THE TASK
Write out the listing below in full and exactly, leaving out every picture.

==========

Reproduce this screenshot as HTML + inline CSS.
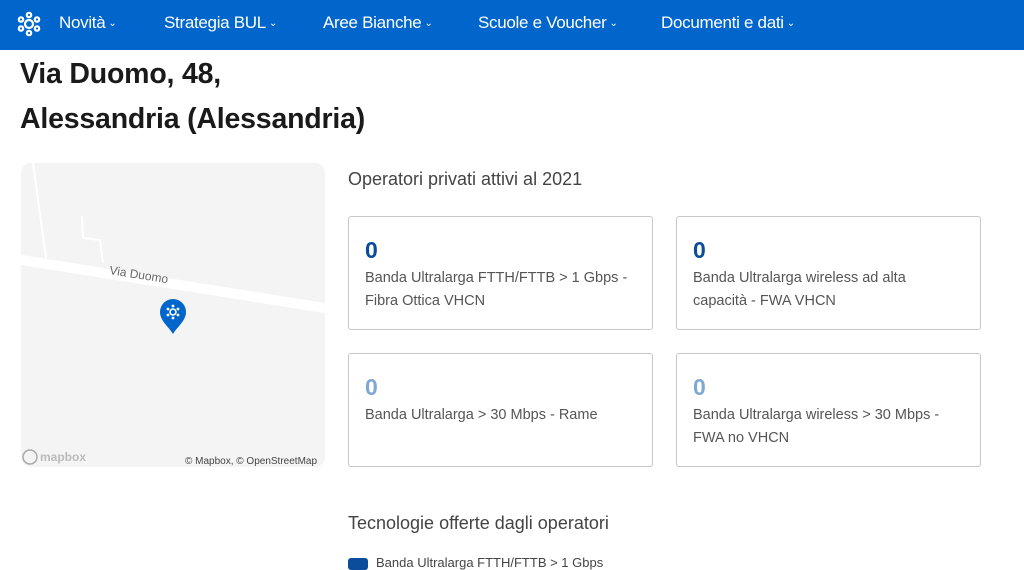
<!DOCTYPE html>
<html><head><meta charset="utf-8"><style>
*{margin:0;padding:0;box-sizing:border-box}
body{width:1024px;height:566px;overflow:hidden;background:#fff;font-family:"Liberation Sans",sans-serif;color:#1a1a1a;position:relative}
.nav{position:absolute;left:0;top:0;width:1024px;height:50px;background:#0066cc;color:#fff}
.nav span{position:absolute;top:13px;font-size:17px;letter-spacing:-0.3px}
.nav small{font-size:10px;margin-left:3px;vertical-align:2px}
h1{position:absolute;left:20px;font-size:28.5px;font-weight:bold;color:#1a1a1a;letter-spacing:-0.2px}
.map{position:absolute;left:21px;top:163px;width:304px;height:304px;background:#f4f4f4;border-radius:10px;overflow:hidden}
.sec{position:absolute;left:348px;font-size:18px;color:#444;font-weight:300}
.card{position:absolute;width:305px;height:114px;border:1px solid #c5c7c9;border-radius:3px;background:#fff}
.card b{position:absolute;left:16px;top:20px;font-size:23px;color:#0b4c9b}
.card b.l{color:#7fa8d4}
.card p{position:absolute;left:16px;top:50px;font-size:14.5px;line-height:23px;color:#555}
</style></head><body>
<div class="nav">
<svg style="position:absolute;left:16px;top:11px" width="26" height="26" viewBox="0 0 26 26" fill="none" stroke="#fff" stroke-width="2.2"><circle cx="13" cy="13" r="4"/><circle cx="13" cy="4" r="2.2"/><circle cx="13" cy="22" r="2.2"/><circle cx="5" cy="8.5" r="2.2"/><circle cx="21" cy="8.5" r="2.2"/><circle cx="5" cy="17.5" r="2.2"/><circle cx="21" cy="17.5" r="2.2"/></svg>
<span style="left:59px">Novità<small>⌄</small></span>
<span style="left:164px">Strategia BUL<small>⌄</small></span>
<span style="left:323px">Aree Bianche<small>⌄</small></span>
<span style="left:478px">Scuole e Voucher<small>⌄</small></span>
<span style="left:661px">Documenti e dati<small>⌄</small></span>
</div>
<h1 style="top:58px">Via Duomo, 48,</h1>
<h1 style="top:103px">Alessandria (Alessandria)</h1>
<div class="map">
<svg width="304" height="304" style="position:absolute;left:0;top:0">
<path d="M0 97 L304 145" stroke="#fff" stroke-width="10"/>
<path d="M12 0 L25 95" stroke="#fff" stroke-width="2"/>
<path d="M61 53 L62 75 L79 77 L82 100" stroke="#fff" stroke-width="2" fill="none"/>
<text x="88" y="111" font-size="12" fill="#666" font-family="Liberation Sans" transform="rotate(9 88 111)">Via Duomo</text>
<path d="M152 136 a13 13 0 0 1 13 13 c0 9 -9 15 -13 22 c-4 -7 -13 -13 -13 -22 a13 13 0 0 1 13 -13z" fill="#0066cc"/>
<circle cx="152" cy="149" r="3" fill="none" stroke="#fff" stroke-width="1.6"/>
<g fill="#fff"><circle cx="152" cy="143" r="1.4"/><circle cx="152" cy="155" r="1.4"/><circle cx="147" cy="146" r="1.4"/><circle cx="157" cy="146" r="1.4"/><circle cx="147" cy="152" r="1.4"/><circle cx="157" cy="152" r="1.4"/></g>
<circle cx="9" cy="294" r="7" fill="none" stroke="#aaa" stroke-width="1.5"/>
<text x="19" y="298" font-size="12" font-weight="bold" fill="#bbb" font-family="Liberation Sans">mapbox</text>
<text x="164" y="301" font-size="10" fill="#444" font-family="Liberation Sans">© Mapbox, © OpenStreetMap</text>
</svg></div>
<div class="sec" style="top:169px">Operatori privati attivi al 2021</div>
<div class="card" style="left:348px;top:216px"><b>0</b><p>Banda Ultralarga FTTH/FTTB &gt; 1 Gbps -<br>Fibra Ottica VHCN</p></div>
<div class="card" style="left:676px;top:216px"><b>0</b><p>Banda Ultralarga wireless ad alta<br>capacità - FWA VHCN</p></div>
<div class="card" style="left:348px;top:353px"><b class="l">0</b><p>Banda Ultralarga &gt; 30 Mbps - Rame</p></div>
<div class="card" style="left:676px;top:353px"><b class="l">0</b><p>Banda Ultralarga wireless &gt; 30 Mbps -<br>FWA no VHCN</p></div>
<div class="sec" style="top:513px">Tecnologie offerte dagli operatori</div>
<div style="position:absolute;left:348px;top:558px;width:20px;height:12px;background:#0b4c9b;border-radius:3px"></div>
<div style="position:absolute;left:376px;top:555px;font-size:13px;color:#444">Banda Ultralarga FTTH/FTTB &gt; 1 Gbps</div>
</body></html>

==========

ANSWER TO THIS EXERCISE
Reproduce this screenshot as HTML + inline CSS.
<!DOCTYPE html>
<html><head><meta charset="utf-8"><style>
*{margin:0;padding:0;box-sizing:border-box}
body{width:1024px;height:566px;overflow:hidden;background:#fff;font-family:"Liberation Sans",sans-serif;color:#1a1a1a;position:relative}
.nav{position:absolute;left:0;top:0;width:1024px;height:50px;background:#0066cc;color:#fff}
.nav span{position:absolute;top:13px;font-size:17px;letter-spacing:-0.3px}
.nav small{font-size:10px;margin-left:3px;vertical-align:2px}
h1{position:absolute;left:20px;font-size:28.5px;font-weight:bold;color:#1a1a1a;letter-spacing:-0.2px}
.map{position:absolute;left:21px;top:163px;width:304px;height:304px;background:#f4f4f4;border-radius:10px;overflow:hidden}
.sec{position:absolute;left:348px;font-size:18px;color:#444;font-weight:300}
.card{position:absolute;width:305px;height:114px;border:1px solid #c5c7c9;border-radius:3px;background:#fff}
.card b{position:absolute;left:16px;top:20px;font-size:23px;color:#0b4c9b}
.card b.l{color:#7fa8d4}
.card p{position:absolute;left:16px;top:50px;font-size:14.5px;line-height:23px;color:#555}
</style></head><body>
<div class="nav">
<svg style="position:absolute;left:16px;top:11px" width="26" height="26" viewBox="0 0 26 26" fill="none" stroke="#fff" stroke-width="2.2"><circle cx="13" cy="13" r="4"/><circle cx="13" cy="4" r="2.2"/><circle cx="13" cy="22" r="2.2"/><circle cx="5" cy="8.5" r="2.2"/><circle cx="21" cy="8.5" r="2.2"/><circle cx="5" cy="17.5" r="2.2"/><circle cx="21" cy="17.5" r="2.2"/></svg>
<span style="left:59px">Novità<small>⌄</small></span>
<span style="left:164px">Strategia BUL<small>⌄</small></span>
<span style="left:323px">Aree Bianche<small>⌄</small></span>
<span style="left:478px">Scuole e Voucher<small>⌄</small></span>
<span style="left:661px">Documenti e dati<small>⌄</small></span>
</div>
<h1 style="top:58px">Via Duomo, 48,</h1>
<h1 style="top:103px">Alessandria (Alessandria)</h1>
<div class="map">
<svg width="304" height="304" style="position:absolute;left:0;top:0">
<path d="M0 97 L304 145" stroke="#fff" stroke-width="10"/>
<path d="M12 0 L25 95" stroke="#fff" stroke-width="2"/>
<path d="M61 53 L62 75 L79 77 L82 100" stroke="#fff" stroke-width="2" fill="none"/>
<text x="88" y="111" font-size="12" fill="#666" font-family="Liberation Sans" transform="rotate(9 88 111)">Via Duomo</text>
<path d="M152 136 a13 13 0 0 1 13 13 c0 9 -9 15 -13 22 c-4 -7 -13 -13 -13 -22 a13 13 0 0 1 13 -13z" fill="#0066cc"/>
<circle cx="152" cy="149" r="3" fill="none" stroke="#fff" stroke-width="1.6"/>
<g fill="#fff"><circle cx="152" cy="143" r="1.4"/><circle cx="152" cy="155" r="1.4"/><circle cx="147" cy="146" r="1.4"/><circle cx="157" cy="146" r="1.4"/><circle cx="147" cy="152" r="1.4"/><circle cx="157" cy="152" r="1.4"/></g>
<circle cx="9" cy="294" r="7" fill="none" stroke="#aaa" stroke-width="1.5"/>
<text x="19" y="298" font-size="12" font-weight="bold" fill="#bbb" font-family="Liberation Sans">mapbox</text>
<text x="164" y="301" font-size="10" fill="#444" font-family="Liberation Sans">© Mapbox, © OpenStreetMap</text>
</svg></div>
<div class="sec" style="top:169px">Operatori privati attivi al 2021</div>
<div class="card" style="left:348px;top:216px"><b>0</b><p>Banda Ultralarga FTTH/FTTB &gt; 1 Gbps -<br>Fibra Ottica VHCN</p></div>
<div class="card" style="left:676px;top:216px"><b>0</b><p>Banda Ultralarga wireless ad alta<br>capacità - FWA VHCN</p></div>
<div class="card" style="left:348px;top:353px"><b class="l">0</b><p>Banda Ultralarga &gt; 30 Mbps - Rame</p></div>
<div class="card" style="left:676px;top:353px"><b class="l">0</b><p>Banda Ultralarga wireless &gt; 30 Mbps -<br>FWA no VHCN</p></div>
<div class="sec" style="top:513px">Tecnologie offerte dagli operatori</div>
<div style="position:absolute;left:348px;top:558px;width:20px;height:12px;background:#0b4c9b;border-radius:3px"></div>
<div style="position:absolute;left:376px;top:555px;font-size:13px;color:#444">Banda Ultralarga FTTH/FTTB &gt; 1 Gbps</div>
</body></html>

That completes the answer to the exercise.